In this study, we examined the hypothesis that users tend to engage in sports sharing similar characteristics. We constructed a taxonomy of sports encountered in our logs and identified sports similar to users’ preferred sports as captured in archetypes primary_exercise and secondary_exercises.

We tested two methods of identifying similar sports. We found that 87 users (34.9%) logged at least one sport from the list of similar sports identified using Method 1 and 206 users (82.7%) logged at least one sport from the list identified using Method 2. Both outcomes are statistically significant (p-value: less than 0.0005).

This supports our hypothesis that users tend to engage in sports sharing similar characteristics and that a user’s preferred sport as captured in archetypes can be used to predict other sports they might engage in or be interested in engaging in.

These findings demonstrate that a recommendation system using sports similarity is viable.

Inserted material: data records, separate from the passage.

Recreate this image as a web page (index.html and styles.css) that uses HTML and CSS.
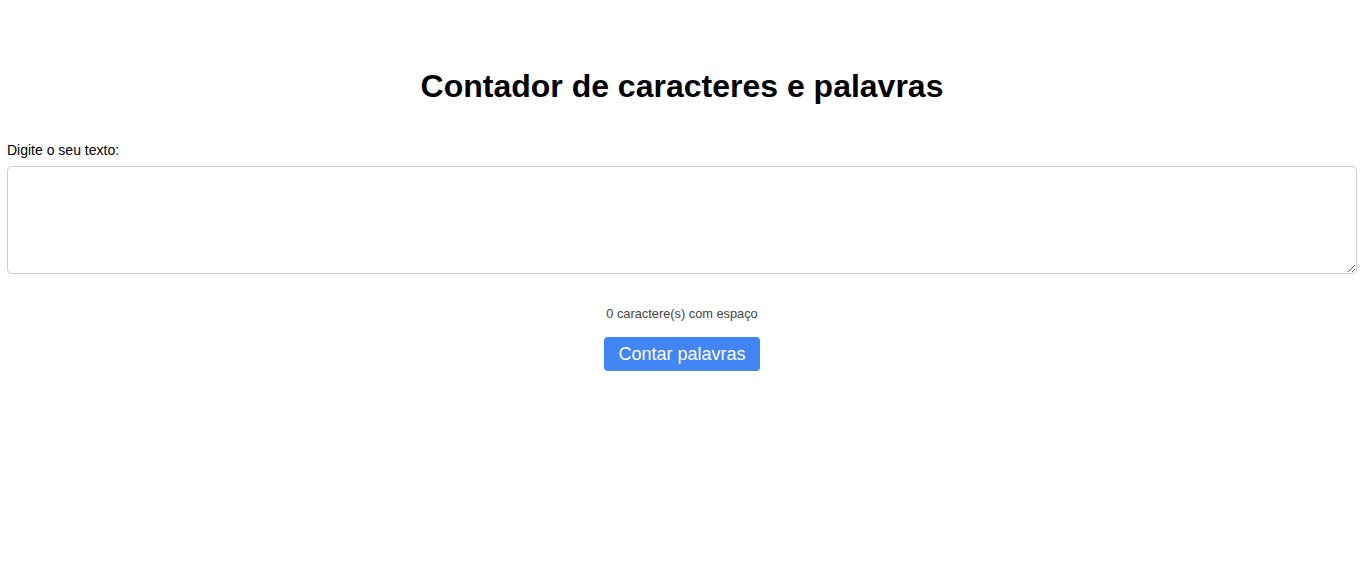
FILE: index.html
```html
<!DOCTYPE html>
<html lang="pt">
<head>
<meta charset="utf-8">
<title>Contador de caracteres e palavras</title>
<link rel="stylesheet" href="styles.css">
</head>
<body>
<main class="page">
  <h1 class="title">Contador de caracteres e palavras</h1>
  <label class="label" for="texto">Digite o seu texto:</label>
  <textarea id="texto" class="input"></textarea>
  <div class="actions">
    <p class="count">0 caractere(s) com espaço</p>
    <button class="btn" type="button">Contar palavras</button>
  </div>
</main>
</body>
</html>
```
FILE: styles.css
```css
html, body {
  margin: 0;
  padding: 0;
  background: #fff;
}
body {
  font-family: "Liberation Sans", Arial, sans-serif;
  color: #000;
}
.page {
  display: flex;
  flex-direction: column;
  padding: 68px 8px 0 7px;
}
.title {
  margin: 0;
  font-size: 32px;
  font-weight: bold;
  line-height: 37px;
  text-align: center;
}
.label {
  margin-top: 37px;
  font-size: 14px;
  line-height: 16px;
}
.input {
  box-sizing: border-box;
  margin-top: 8px;
  width: 100%;
  height: 108px;
  border: 1px solid #ccc;
  border-radius: 5px;
  padding: 8px;
  font-family: inherit;
  font-size: 14px;
  resize: vertical;
  outline: none;
}
.actions {
  display: flex;
  flex-direction: column;
  align-items: center;
}
.count {
  margin: 33px 0 0;
  font-size: 12.8px;
  line-height: 14px;
  color: #444;
}
.btn {
  margin-top: 16px;
  width: 156px;
  height: 34px;
  border: none;
  border-radius: 4px;
  background: #4285f4;
  color: #fff;
  font-family: inherit;
  font-size: 18px;
  cursor: pointer;
  padding: 0;
}
```
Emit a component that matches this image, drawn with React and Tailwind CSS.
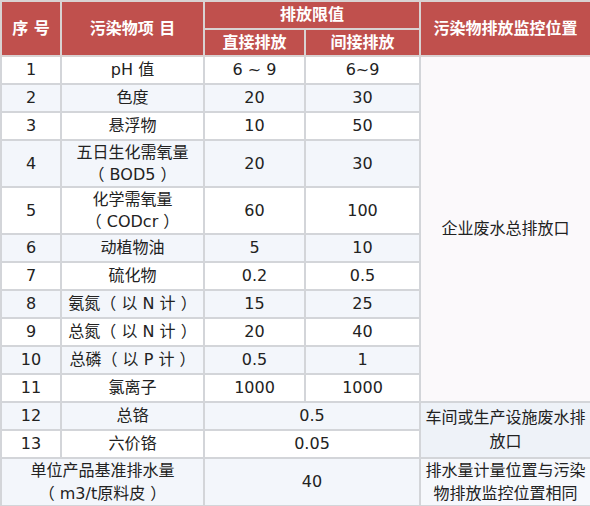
import React from 'react'

const font = { fontFamily: '"DejaVu Sans", "Noto Sans CJK SC", sans-serif' }

const rows = [
  { no: '1', name: 'pH 值', a: '6 ~ 9', b: '6~9' },
  { no: '2', name: '色度', a: '20', b: '30' },
  { no: '3', name: '悬浮物', a: '10', b: '50' },
  { no: '4', name: ['五日生化需氧量', '（ BOD5 ）'], a: '20', b: '30', tall: true },
  { no: '5', name: ['化学需氧量', '（ CODcr ）'], a: '60', b: '100', tall: true },
  { no: '6', name: '动植物油', a: '5', b: '10' },
  { no: '7', name: '硫化物', a: '0.2', b: '0.5' },
  { no: '8', name: '氨氮（ 以 N 计 ）', a: '15', b: '25' },
  { no: '9', name: '总氮（ 以 N 计 ）', a: '20', b: '40' },
  { no: '10', name: '总磷（ 以 P 计 ）', a: '0.5', b: '1' },
  { no: '11', name: '氯离子', a: '1000', b: '1000' },
]

const cell = 'border-2 border-[#d3d5d9] text-center align-middle p-0 text-[16px] leading-[22px] text-[#222]'
const head = 'border-2 border-[#d9d2d2] text-center align-middle p-0 text-[16px] leading-[22px] font-bold text-white bg-[#c0504d]'

export default function App() {
  return (
    <div className="w-[590px] h-[506px] bg-white overflow-hidden" style={font}>
      <table className="w-[590px] table-fixed border-collapse">
        <colgroup>
          <col className="w-[60px]" />
          <col className="w-[143px]" />
          <col className="w-[101px]" />
          <col className="w-[115px]" />
          <col className="w-[171px]" />
        </colgroup>
        <thead>
          <tr className="h-[28px]">
            <td rowSpan={2} className={head}>序 号</td>
            <td rowSpan={2} className={head}>污染物项 目</td>
            <td colSpan={2} className={head}>排放限值</td>
            <td rowSpan={2} className={head}>污染物排放监控位置</td>
          </tr>
          <tr className="h-[27px]">
            <td className={head}>直接排放</td>
            <td className={head}>间接排放</td>
          </tr>
        </thead>
        <tbody>
          {rows.map((r, i) => {
            const bg = i % 2 === 1 ? 'bg-[#f3f6fb]' : 'bg-white'
            return (
              <tr key={r.no} className={r.tall ? 'h-[47px]' : 'h-[28px]'}>
                <td className={`${cell} ${bg}`}>{r.no}</td>
                <td className={`${cell} ${bg}`}>
                  {Array.isArray(r.name) ? (
                    <>
                      <div>{r.name[0]}</div>
                      <div>{r.name[1]}</div>
                    </>
                  ) : (
                    r.name
                  )}
                </td>
                <td className={`${cell} ${bg}`}>{r.a}</td>
                <td className={`${cell} ${bg}`}>{r.b}</td>
                {i === 0 && (
                  <td rowSpan={11} className={`${cell} bg-[#fbf9fb]`}>企业废水总排放口</td>
                )}
              </tr>
            )
          })}
          <tr className="h-[28px]">
            <td className={`${cell} bg-[#f3f6fb]`}>12</td>
            <td className={`${cell} bg-[#f3f6fb]`}>总铬</td>
            <td colSpan={2} className={`${cell} bg-[#f3f6fb]`}>0.5</td>
            <td rowSpan={2} className={`${cell} bg-[#eef2f8] px-1 leading-[24px]`}>
              车间或生产设施废水排放口
            </td>
          </tr>
          <tr className="h-[28px]">
            <td className={`${cell} bg-white`}>13</td>
            <td className={`${cell} bg-white`}>六价铬</td>
            <td colSpan={2} className={`${cell} bg-white`}>0.05</td>
          </tr>
          <tr className="h-[47px]">
            <td colSpan={2} className={`${cell} bg-[#f3f6fb] leading-[23px]`}>
              <div>单位产品基准排水量</div>
              <div>（ m3/t原料皮 ）</div>
            </td>
            <td colSpan={2} className={`${cell} bg-[#f3f6fb]`}>40</td>
            <td className={`${cell} bg-[#f6f8fc] px-1 leading-[23px]`}>
              排水量计量位置与污染物排放监控位置相同
            </td>
          </tr>
        </tbody>
      </table>
    </div>
  )
}
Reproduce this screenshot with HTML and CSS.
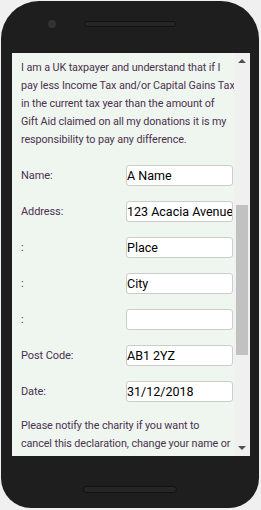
FILE: index.html
```html
<!doctype html>
<html><head><meta charset="UTF-8"><link rel="stylesheet" href="styles.css"></head>
<body>
  <div class="phone">
    <div class="haut"><div class="camera"></div><div class="hautparleur"></div></div>
    <div class="ecran">
      <div class="contenu">
        <p>I am a UK taxpayer and understand that if I<br>pay less Income Tax and/or Capital Gains Tax<br>in the current tax year than the amount of<br>Gift Aid claimed on all my donations it is my<br>responsibility to pay any difference.</p>
        <div class="ligne"><label for="nom">Name:</label><input type="text" id="nom" value="A Name"></div>
        <div class="ligne"><label for="adr1">Address:</label><input type="text" id="adr1" value="123 Acacia Avenue"></div>
        <div class="ligne"><label for="adr2">:</label><input type="text" id="adr2" value="Place"></div>
        <div class="ligne"><label for="adr3">:</label><input type="text" id="adr3" value="City"></div>
        <div class="ligne"><label for="adr4">:</label><input type="text" id="adr4" value=""></div>
        <div class="ligne"><label for="cp">Post Code:</label><input type="text" id="cp" value="AB1 2YZ"></div>
        <div class="ligne"><label for="date">Date:</label><input type="text" id="date" value="31/12/2018"></div>
        <p>Please notify the charity if you want to<br>cancel this declaration, change your name or<br>home address, or no longer pay sufficient tax.</p>
      </div>
      <div class="barre">
        <div class="fleche haut-f"></div>
        <div class="piste"><div class="curseur"></div></div>
        <div class="fleche bas-f"></div>
      </div>
    </div>
    <div class="bas"><div class="bouton"></div></div>
  </div>
</body></html>
```
FILE: styles.css
```css
* {box-sizing: border-box;}
body {margin:0;background:#f0f0f0;font-family:Roboto,sans-serif;}
.phone {width:258px;height:507px;margin:1px 0 0 1px;background:#1e1e1e;border-radius:38px 38px 30px 30px;display:flex;flex-direction:column;}
.haut {height:52px;display:flex;align-items:flex-start;gap:28px;padding:19px 0 0 47px;}
.camera {width:8px;height:8px;border-radius:50%;background:#333;}
.hautparleur {width:92px;height:6px;margin-top:1px;border-radius:3px;background:#262626;border:1px solid #111;}
.ecran {width:238px;height:403px;display:flex;overflow:hidden;margin-left:11px;}
.contenu {width:222px;height:403px;overflow:hidden;background:#eff6ef;padding:6px 0 0 9px;color:#4b3150;font-size:10.8px;letter-spacing:-0.1px;line-height:18px;white-space:nowrap;}
.contenu p {margin:0 0 16px 0;}
.ligne {display:flex;align-items:center;height:21px;margin-bottom:15px;}
label {width:105px;font-size:11px;}
input {width:107px;height:21px;margin:0;padding:0;border:1px solid #ccc;border-radius:3px;background:#fff;color:#000;font-family:Roboto,sans-serif;font-size:12.5px;}
.barre {width:16px;height:403px;background:#f0f0f0;display:flex;flex-direction:column;}
.fleche {height:16px;display:flex;justify-content:center;align-items:center;}
.haut-f::before {content:"";border-left:4px solid transparent;border-right:4px solid transparent;border-bottom:4px solid #505050;}
.bas-f::before {content:"";border-left:4px solid transparent;border-right:4px solid transparent;border-top:4px solid #505050;}
.piste {flex:1;padding:136px 2px 0 2px;}
.curseur {height:150px;background:#c1c1c1;}
.bas {flex:1;display:flex;justify-content:center;padding-top:30px;}
.bouton {width:94px;height:7px;border-radius:4px;background:#262626;border:1px solid #111;}
```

Such systems could suggest new class offerings to users based on their engagement history, potentially improving engagement, user retention, and satisfaction.

Future work could combine sports similarity with customer usage patterns to further refine recommendations.

Conclusion

This study confirms our hypothesis that the sports a user engages in are predictable using sport similarity. The findings can be combined with Sahha archetypes to build compelling recommendation systems to offer new sports and exercise classes to users.

Key Takeaways

  • Sport similarity can predict user exercise preferences with 82.7% accuracy when combining primary and secondary exercise archetypes.
  • Five dimensions define sport similarity: Structure, Location, Objective, Intensity, and Skill Required.
  • Personalized fitness class recommendations based on user archetypes can improve engagement and retention.
  • Results are statistically significant (p less than 0.0005) across both testing methods.